(Records with interface code)
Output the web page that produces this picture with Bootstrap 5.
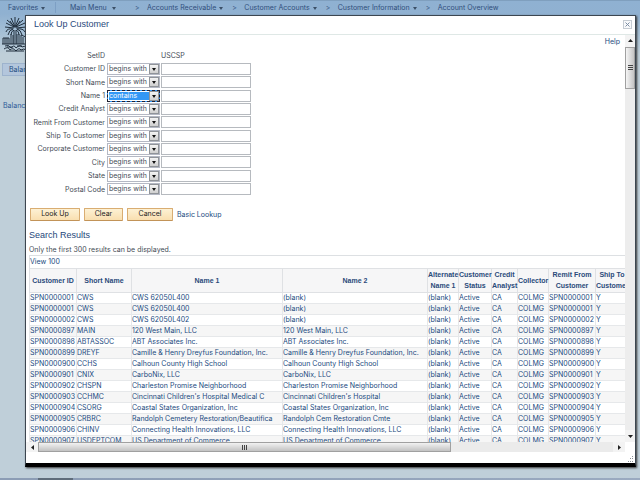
<!DOCTYPE html>
<html lang="en">
<head>
<meta charset="utf-8">
<meta name="viewport" content="width=device-width, initial-scale=1">
<title>Look Up Customer</title>
<link href="https://cdn.jsdelivr.net/npm/bootstrap@5.3.0/dist/css/bootstrap.min.css" rel="stylesheet">
<style>
:root { --ui: Inter, "Liberation Sans", Arial, sans-serif; --display: "Liberation Sans", Arial, sans-serif; }
body { font-family: var(--ui); font-size: 7px; line-height: 11px; color: #444b55; min-height: 100vh;
  background: linear-gradient(#8fb1d2 0, #90b1d1 14px, #a9c2d6 36px, #bfcfd9 54px, #bfcfd9 100%); }
a { text-decoration: none; color: #1b4a80; }
button, input, select { font-family: inherit; font-size: inherit; line-height: inherit; color: inherit; }
.crumbs { height: 14px; border-top: 1px solid #7f9fbe; color: #304f7c; }
.crumbs a { color: #304f7c; }
.caret { display: inline-block; border: 2px solid transparent; border-top: 3px solid #3c5068; border-bottom: 0; vertical-align: middle; margin-left: 3px; }
.fav { border-right: 1px solid #7d9fc4; width: 56px; padding-left: 8px; }
.main-menu { width: 79px; padding-left: 14px; }
.sep { width: 12px; }
.crumb-next { margin-left: 9px; }
.emblem { display: block; margin: 3px 0 11px 2px; }
.page-tab { display: block; width: 60px; height: 13px; margin-left: 2px; padding: 0 0 0 6px; border: 1px solid #9db3cd; background: #b3c6dc; }
.side-label { margin: 24px 0 0 3px; color: #2d5a98; }
.taskline { height: 2px; background: linear-gradient(90deg, #8c9db5 38px, #5f6d7b 38px, #5f6d7b 73px, #8c9db5 73px, #9aaac0); }
.lookup { position: absolute; inset: 15px 4px 13px 25px; background: #fff; border: 1px solid #3c4650; border-bottom: 4px solid #000; box-shadow: 1px 1px 2px #333; }
.lookup-head { height: 19px; border-bottom: 1px solid #dfe8e6; padding: 0 3px 0 8px; }
.lookup-head h1 { font: 9px/17px var(--display); color: #2b4a7c; }
.close-x { width: 9px; height: 9px; border: 1px solid #c6ccd3; background: #f8f9fb; padding: 0; }
.pane { min-width: 0; min-height: 0; overflow: hidden; }
.inner { padding: 0 0 0 3px; }
.help { padding-right: 5px; height: 14px; padding-top: 1px; }
.criteria { height: 147px; }
.criteria .crit { gap: 1px; }
.crit label, .crit .tag { width: 76px; text-align: right; white-space: nowrap; margin-right: 1px; }
.pick { position: relative; width: 53px; height: 12px; }
.pick select { appearance: none; width: 100%; height: 12px; border: 1px solid #b4b8c4; border-radius: 0; background: #fff; padding: 0 0 0 1px; line-height: 10px; outline: 0; }
.pick::after { content: ""; position: absolute; right: 1px; top: 1px; width: 10px; height: 10px; border: 1px solid #909499; background: linear-gradient(#f4f4f4, #cfcfcf); pointer-events: none; }
.pick::before { content: ""; position: absolute; z-index: 1; right: 4px; top: 5px; border: 2px solid transparent; border-top: 3px solid #111; border-bottom: 0; pointer-events: none; }
.pick.active select { background: #3397f5; color: #fff; border: 1px dashed #223; box-shadow: inset 0 0 0 1px #fff; }
.entry { width: 90px; height: 12px; border: 1px solid #b6babf; border-radius: 0; padding: 0 2px; }
.act { height: 13px; border: 1px solid #d9ad72; border-bottom-color: #c29358; border-radius: 1px; background: linear-gradient(#fdf1d4, #f9dfb0); color: #222; padding: 0; line-height: 10px; }
.w50 { width: 50px; } .w39 { width: 39px; } .w46 { width: 46px; }
.actions { margin: 12px 0 0 1px; height: 13px; gap: 4px; }
.inner h2 { font: 9px/12px var(--display); color: #25477a; margin: 8px 0 3px; }
.note { height: 11px; }
.results { width: 600px; table-layout: fixed; border-collapse: collapse; color: #1b4a80; margin: 0; }
.results caption { caption-side: top; border: 1px solid #dde0e3; border-bottom: 0; height: 13px; padding: 0; color: #1b4a80; }
.results th { height: 24px; background: #f6f6f7; border: 1px solid #dfe1e4; font: bold 7px/11px var(--display); text-align: center; vertical-align: middle; padding: 0; color: #2a4a7a; }
.results td { height: 11px; line-height: 10px; border: 1px solid #e6e8ea; padding: 0; white-space: nowrap; }
.results tbody tr:nth-child(even) { background: #f6f6f6; }
.results a { color: inherit; }
.vbar { width: 10px; background: #ededed; }
.hbar { height: 10px; background: #ebebeb; margin-right: 10px; }
.knob { padding: 0; border: 0; background: #f3f3f3; display: flex; align-items: center; justify-content: center; flex: none; }
.vbar .knob { height: 12px; } .hbar .knob { width: 12px; }
.vthumb { height: 42px; border: 1px solid #a0a0a0; background: linear-gradient(90deg, #f5f5f5, #c4c4c4); display: flex; align-items: center; justify-content: center; }
.hthumb { width: 69%; border: 1px solid #a0a0a0; background: linear-gradient(#f2f2f2, #c2c2c2); display: flex; align-items: center; justify-content: center; }
.foot { height: 11px; padding: 4px 1px 0 0; }
svg { display: block; }
</style>
<script src="https://cdn.jsdelivr.net/npm/bootstrap@5.3.0/dist/js/bootstrap.bundle.min.js"></script>
</head>
<body class="d-flex flex-column position-relative overflow-hidden">
<nav class="crumbs d-flex align-items-center text-nowrap" aria-label="Breadcrumb">
  <div class="fav"><a href="#">Favorites<span class="caret"></span></a></div>
  <div class="main-menu"><a href="#">Main Menu <span class="caret"></span></a></div>
  <span class="sep">&gt;</span>
  <a href="#">Accounts Receivable<span class="caret"></span></a>
  <span class="sep crumb-next">&gt;</span>
  <a href="#">Customer Accounts<span class="caret"></span></a>
  <span class="sep crumb-next">&gt;</span>
  <a href="#">Customer Information<span class="caret"></span></a>
  <span class="sep crumb-next">&gt;</span>
  <a href="#">Account Overview</a>
</nav>
<main class="flex-grow-1">
  <svg class="emblem" width="25" height="35" viewBox="0 0 25 35" fill="none" stroke="#1f2d3b" stroke-width="1">
    <path d="M13 11L13 0M13 10L9 1M13 10L17 1M12 9L5 3M14 9L21 3M12 10L4 6M14 10L23 6M12 11L3 10M14 11L24 10M11 12Q5 11 4 15M15 12Q21 11 23 15M11 12Q7 13 6 18M15 12Q19 13 20 18M12 13Q9 14 9 18M14 13Q17 14 17 18M8 4L12 10M18 4L14 10"/>
    <path d="M12 13V27M14 13V27M9 17V27M17 17V27M11 18V27M15 17V27" />
    <path d="M1 21H7V27M1 21V27M3 21V27M5 21V27M19 18L24 20V27M19 18V27M21 20V27M0 27H25"/>
    <path d="M3 29Q7 27 9 31Q12 27 14 31Q18 27 20 30Q23 28 24 31M2 32Q6 29 8 33Q11 30 14 34Q17 30 19 33Q22 31 24 33M4 34H22M5 30H11M15 29H20"/>
  </svg>
  <a class="page-tab" href="#">Balances</a>
  <div class="side-label">Balance</div>
</main>
<div class="taskline"></div>

<section class="lookup d-flex flex-column" role="dialog" aria-labelledby="lookup-title">
  <header class="lookup-head d-flex justify-content-between align-items-center">
    <h1 id="lookup-title" class="m-0">Look Up Customer</h1>
    <button type="button" class="close-x" aria-label="Close"><svg width="7" height="7" viewBox="0 0 7 7" stroke="#7c8da3"><path d="M1.500 1.500L5.500 5.500M5.500 1.500L1.500 5.500"/></svg></button>
  </header>
  <div class="d-flex flex-grow-1 pane">
    <div class="pane flex-grow-1">
      <div class="inner">
        <div class="help text-end"><a href="#">Help</a></div>
        <form id="criteria" class="criteria d-flex flex-column">
          <div class="crit d-flex align-items-center flex-fill"><span class="tag">SetID</span><span class="pick invisible"></span><span>USCSP</span></div>
        </form>
        <div class="actions d-flex align-items-center">
          <button type="button" class="act w50">Look Up</button>
          <button type="button" class="act w39">Clear</button>
          <button type="button" class="act w46">Cancel</button>
          <a href="#">Basic Lookup</a>
        </div>
        <h2>Search Results</h2>
        <div class="note">Only the first 300 results can be displayed.</div>
        <table class="results">
          <caption><a href="#">View 100</a></caption>
          <colgroup><col style="width:47px"><col style="width:55px"><col style="width:151px"><col style="width:145px"><col style="width:31px"><col style="width:33px"><col style="width:26px"><col style="width:31px"><col style="width:47px"><col></colgroup>
          <thead><tr><th>Customer ID</th><th>Short Name</th><th>Name 1</th><th>Name 2</th><th>Alternate Name 1</th><th>Customer Status</th><th>Credit Analyst</th><th>Collector</th><th>Remit From Customer</th><th>Ship To Customer</th></tr></thead>
          <tbody id="rows"></tbody>
        </table>
      </div>
    </div>
    <div class="vbar d-flex flex-column">
      <button type="button" class="knob" aria-label="Scroll up"><svg width="5" height="3"><path d="M0 3L2.500 0L5 3z" fill="#222"/></svg></button>
      <div class="vthumb"><svg width="5" height="6" stroke="#444"><path d="M0 .5H5M0 2.500H5M0 4.500H5"/></svg></div>
      <button type="button" class="knob mt-auto" aria-label="Scroll down"><svg width="5" height="3"><path d="M0 0L2.500 3L5 0z" fill="#222"/></svg></button>
    </div>
  </div>
  <div class="hbar d-flex">
    <button type="button" class="knob" aria-label="Scroll left"><svg width="3" height="5"><path d="M3 0L0 2.500L3 5z" fill="#222"/></svg></button>
    <div class="hthumb"><svg width="6" height="5" stroke="#444"><path d="M.5 0V5M2.500 0V5M4.500 0V5"/></svg></div>
    <button type="button" class="knob ms-auto" aria-label="Scroll right"><svg width="3" height="5"><path d="M0 0L3 2.500L0 5z" fill="#222"/></svg></button>
  </div>
  <div class="foot d-flex justify-content-end"><svg width="7" height="7" fill="#8b9096"><path d="M5 0h1v1h-1zM3 2h1v1h-1zM5 2h1v1h-1zM1 5h1v1h-1zM3 5h1v1h-1zM5 5h1v1h-1z"/></svg></div>
</section>
<script>
const fields = ["Customer ID", "Short Name", "Name 1", "Credit Analyst", "Remit From Customer", "Ship To Customer", "Corporate Customer", "City", "State", "Postal Code"];
document.getElementById("criteria").insertAdjacentHTML("beforeend", fields.map((f, i) => {
  const on = f === "Name 1";
  return `<div class="crit d-flex align-items-center flex-fill"><label for="v${i}">${f}</label><span class="pick${on ? " active" : ""}"><select aria-label="${f} operator"><option>begins with</option><option${on ? " selected" : ""}>contains</option></select></span><input class="entry" type="text" id="v${i}"></div>`;
}).join(""));
const data = [
  ["0001", "CWS", "CWS 62050L400", "(blank)"],
  ["0001", "CWS", "CWS 62050L400", "(blank)"],
  ["0002", "CWS", "CWS 62050L402", "(blank)"],
  ["0897", "MAIN", "120 West Main, LLC", "120 West Main, LLC"],
  ["0898", "ABTASSOC", "ABT Associates Inc.", "ABT Associates Inc."],
  ["0899", "DREYF", "Camille & Henry Dreyfus Foundation, Inc.", "Camille & Henry Dreyfus Foundation, Inc."],
  ["0900", "CCHS", "Calhoun County High School", "Calhoun County High School"],
  ["0901", "CNIX", "CarboNix, LLC", "CarboNix, LLC"],
  ["0902", "CHSPN", "Charleston Promise Neighborhood", "Charleston Promise Neighborhood"],
  ["0903", "CCHMC", "Cincinnati Children's Hospital Medical C", "Cincinnati Children's Hospital"],
  ["0904", "CSORG", "Coastal States Organization, Inc", "Coastal States Organization, Inc"],
  ["0905", "CRBRC", "Randolph Cemetery Restoration/Beautifica", "Randolph Cem Restoration Cmte"],
  ["0906", "CHINV", "Connecting Health Innovations, LLC", "Connecting Health Innovations, LLC"],
  ["0907", "USDEPTCOM", "US Department of Commerce", "US Department of Commerce"]
];
document.getElementById("rows").innerHTML = data.map(([n, s, a, b]) =>
  "<tr>" + ["SPN000" + n, s, a, b, "(blank)", "Active", "CA", "COLMG", "SPN000" + n, "Y"]
    .map(t => `<td><a href="#">${t.replace("&", "&amp;")}</a></td>`).join("") + "</tr>").join("");
</script>
</body>
</html>
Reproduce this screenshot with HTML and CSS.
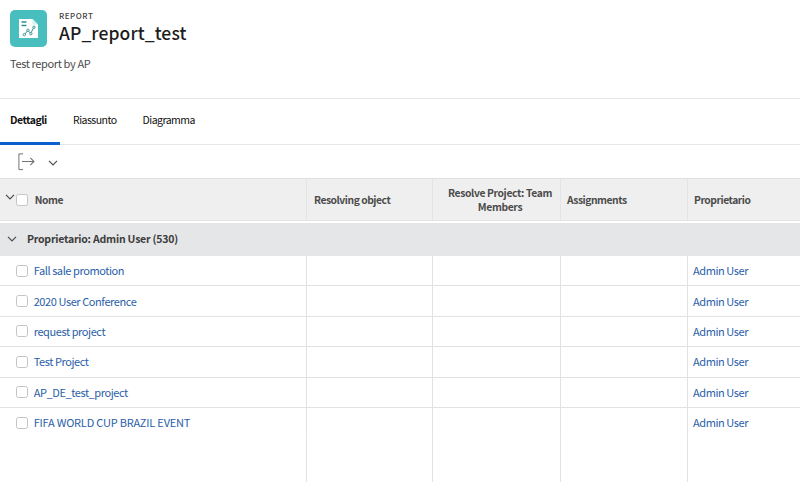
FILE: index.html
```html
<!DOCTYPE html>
<html lang="it">
<head>
<meta charset="utf-8">
<title>AP_report_test</title>
<link rel="stylesheet" href="styles.css">
</head>
<body>
<header class="page-header">
  <div class="heading">
    <svg class="logo" viewBox="0 0 37 37" width="37" height="37">
      <rect width="37" height="37" rx="5" fill="#48bfbe"/>
      <path d="M9 9h13.500l5.500 5.500V28H9z" fill="#fff"/>
      <path d="M22.500 9v5.500H28z" fill="#d5f0f0"/>
      <path d="M11.500 12.100h5M11.500 15.500h5" stroke="#368f91" stroke-width="1.500"/>
      <path d="M14.500 24.500l3.300-4 3 2.900 3.100-6.300" fill="none" stroke="#368f91" stroke-width="1"/>
      <g fill="#fff" stroke="#368f91" stroke-width=".9"><circle cx="14.300" cy="24.700" r="1.200"/><circle cx="17.900" cy="20.300" r="1.200"/><circle cx="20.900" cy="23.700" r="1.200"/><circle cx="24" cy="17.200" r="1.200"/></g>
    </svg>
    <div class="titles">
      <div class="eyebrow"><span>REPORT</span></div>
      <h1><span>AP_report_test</span></h1>
    </div>
  </div>
  <p class="description"><span>Test report by AP</span></p>
</header>
<nav class="tabs">
  <a class="tab active"><span>Dettagli</span></a>
  <a class="tab"><span>Riassunto</span></a>
  <a class="tab"><span>Diagramma</span></a>
</nav>
<div class="toolbar">
  <svg class="export" viewBox="0 0 18 18" width="18" height="18" fill="none" stroke="#737373"><path d="M5 .9H.9v15.700H5"/><path d="M4 8.500h12M12.300 4.800L16 8.500l-3.700 3.700" stroke-width="1.100"/></svg>
  <svg class="caret" viewBox="0 0 10 6" width="10" height="6"><path d="M1 .8l4 4 4-4"/></svg>
</div>
<main class="grid">
  <div class="row head">
    <div class="cell name"><svg class="chev" viewBox="0 0 10 6" width="10" height="6"><path d="M1 .8l4 4 4-4"/></svg><i class="check"></i><span>Nome</span></div>
    <div class="cell"><span>Resolving object</span></div>
    <div class="cell center"><div><span>Resolve Project: Team</span><br><span>Members</span></div></div>
    <div class="cell"><span>Assignments</span></div>
    <div class="cell"><span>Proprietario</span></div>
  </div>
  <div class="group"><svg class="chev" viewBox="0 0 10 6" width="10" height="6"><path d="M1 .8l4 4 4-4"/></svg><span>Proprietario: Admin User (530)</span></div>
  <div class="row"><div class="cell name"><i class="check"></i><a>Fall sale promotion</a></div><div class="cell"></div><div class="cell"></div><div class="cell"></div><div class="cell"><a>Admin User</a></div></div>
  <div class="row"><div class="cell name"><i class="check"></i><a>2020 User Conference</a></div><div class="cell"></div><div class="cell"></div><div class="cell"></div><div class="cell"><a>Admin User</a></div></div>
  <div class="row"><div class="cell name"><i class="check"></i><a>request project</a></div><div class="cell"></div><div class="cell"></div><div class="cell"></div><div class="cell"><a>Admin User</a></div></div>
  <div class="row"><div class="cell name"><i class="check"></i><a>Test Project</a></div><div class="cell"></div><div class="cell"></div><div class="cell"></div><div class="cell"><a>Admin User</a></div></div>
  <div class="row"><div class="cell name"><i class="check"></i><a>AP_DE_test_project</a></div><div class="cell"></div><div class="cell"></div><div class="cell"></div><div class="cell"><a>Admin User</a></div></div>
  <div class="row last"><div class="cell name"><i class="check"></i><a class="caps">FIFA WORLD CUP BRAZIL EVENT</a></div><div class="cell"></div><div class="cell"></div><div class="cell"></div><div class="cell"><a>Admin User</a></div></div>
  <div class="row filler"><div class="cell"></div><div class="cell"></div><div class="cell"></div><div class="cell"></div><div class="cell"></div></div>
</main>
</body>
</html>
```
FILE: styles.css
```css
* { box-sizing: border-box; }
body {
  margin: 0;
  width: 800px;
  height: 482px;
  overflow: hidden;
  background: #fff;
  color: #444;
  font: 11px/14px "Noto Sans CJK SC", "Noto Sans", sans-serif;
  white-space: nowrap;
}
svg { display: block; flex: none; }
.page-header { height: 99px; padding: 10px 10px 0; border-bottom: 1px solid #e6e6e6; }
.heading { display: flex; gap: 12px; height: 37px; }
.eyebrow { font-size: 8px; line-height: 11px; letter-spacing: .5px; font-weight: 500; color: #444; }
h1 { margin: 0; font-size: 17.5px; line-height: 24px; letter-spacing: .1px; font-weight: 500; color: #1c1c1c; }
.description { margin: 9px 0 0; color: #4b4b4b; letter-spacing: -.37px; }
.tabs { display: flex; height: 46px; border-bottom: 1px solid #e6e6e6; }
.tab { height: 46px; padding: 14px 13px 0; color: #111; font-size: 10.5px; letter-spacing: -.52px; }
.tab.active { width: 60px; padding-left: 10px; padding-right: 0; font-weight: 700; border-bottom: 3px solid #0d5fd0; }
.toolbar { display: flex; height: 33px; padding: 8px 0 0 18px; }
.caret { margin: 7px 0 0 12px; }
.caret path, .chev path { fill: none; stroke: #4b4b4b; stroke-width: 1.2; }
.grid { border-top: 1px solid #e0e0e0; }
.row { display: grid; grid-template-columns: 307px 126px 128px 127px 1fr; height: 30.4px; letter-spacing: -.42px; }
.cell { display: flex; align-items: center; padding-left: 5px; border-right: 1px solid #e1e2e4; border-bottom: 1px solid #e1e2e4; }
.cell:last-child { border-right: 0; }
.cell.name { padding-left: 16px; }
.check { flex: none; width: 12px; height: 12px; margin-right: 5.700px; border: 1px solid #c4c4c4; border-radius: 2.5px; background: #fff; }
a { color: #2a5ea8; }
.cell a { padding-bottom: 1px; }
.caps { letter-spacing: -.2px; }
.head { height: 42px; background: #efefef; font-size: 10.3px; font-weight: 700; color: #4b4b4b; letter-spacing: -.46px; }
.head .cell { border-color: #e4e4e4; padding: 0 0 0 7px; }
.head .cell:nth-child(n+4) { padding-left: 6px; }
.head .cell.name { padding-left: 5px; }
.head .chev { margin: -6px 1px 0 0; }
.head .check { margin-right: 6.700px; }
.head .cell.center { justify-content: center; text-align: center; padding-left: 7px; letter-spacing: -.36px; }
.group { display: flex; align-items: center; height: 33px; margin-top: 2px; padding-left: 7px; background: #e5e6e8; font-size: 10.5px; font-weight: 700; color: #3c3c3c; letter-spacing: -.22px; }
.group .chev { margin-right: 10px; }
.group span, .group .chev { position: relative; top: -1px; }
.row.last .cell { border-bottom-color: transparent; }
.filler { height: 60px; }
.filler .cell { border-bottom: 0; }
```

TASK PROMPT: Find the lines containing "page" and list every one of them.

FULL RESPONSE:
Output the web page that produces this picture with Bootstrap 5.
.page-tab { display: block; width: 60px; height: 13px; margin-left: 2px; padding: 0 0 0 6px; border: 1px solid #9db3cd; background: #b3c6dc; }
  <a class="page-tab" href="#">Balances</a>
<header class="page-header">
.page-header { height: 99px; padding: 10px 10px 0; border-bottom: 1px solid #e6e6e6; }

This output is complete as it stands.